*In the time he spent with the NBA, Kobe Bryant was known for spectacular moments on the court, he philanthropy off the court and the business dealings made to enhance his personal and professional lives.
Yet being the highest-paid player with a two-year $48.5 million extension in 2013, shoe and endorsement deals, and a $6 million investment in BodyArmor that ultimately grew to be worth approximately $400 million could not compare to the best contract the basketball icon ever signed.
A contract he made with himself when he was 15 years old.
“He wrote a contract to himself,” Robby Schwartz, a high school teammate of Bryant’s, shared in the new Max documentary series “Kobe: The Making of a Legend.” “
‘I’m going to work out with weights in the morning. I’m going to do my basketball stuff in the afternoon.’”

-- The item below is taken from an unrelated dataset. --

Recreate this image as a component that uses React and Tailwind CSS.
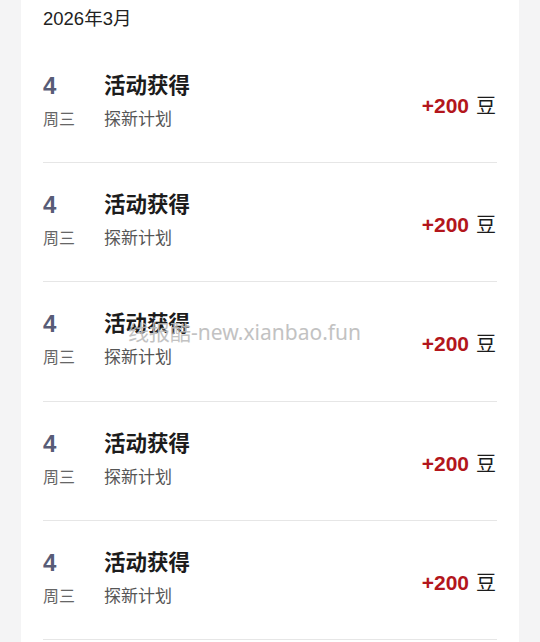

Points highlighted in Bryant’s contract include:
First person to practice.
Taking 1,000 jump shots a day.
Doing suicides (running drills), even though he was the best player on the team, at full sprint.
“He had a contract with himself,” Schwartz says. “And he’s not going to break that contract.”

Needless to say Bryant’s agreement laid the blueprint for every future contact he would sign as well as very future accomplishment to come.
Although the connection between Bryant and his contract isn’t explicit in the documentary, Inc. acknowledged that his desire for greatness was a great motivator.
“He was very much moved by the fact we spent a lot of time in sophomore year talking about Joseph Campbell and the hero’s journey,” Jeanne Mastriano, Bryant’s English teacher, says in the series. In the classic narrative arc, the hero encounters a challenge, overcomes it, and is transformed. “The idea of determining what it is that you really love, and what it is that you really want, and going after that with every fiber, every part of your body, and heart, and soul and passion.”
For Bryant, becoming the greatest basketball player ever wasn’t just a dream. It served a purpose in casting a shadow over the process, a hero’s journey he would make his own in mind body and soul.
“It was the consistency of the work, Bryant explained in 2020 on Lewis Howes’s School of Greatness podcast. “Monday, get better. Tuesday, get better. Wednesday, get better. You do that over a period of time — three, four, five, six, seven, eight, nine, 10 years — you get to where you want to go. It’s simple. It’s simple math.”

As for the particular’s with Bryant’s contact with himself? It boils down to simple instructions:
Do the work.
Do what others were not willing to do.
Do what others could not even imagine doing.
Fulfill that contract, and everything else would follow.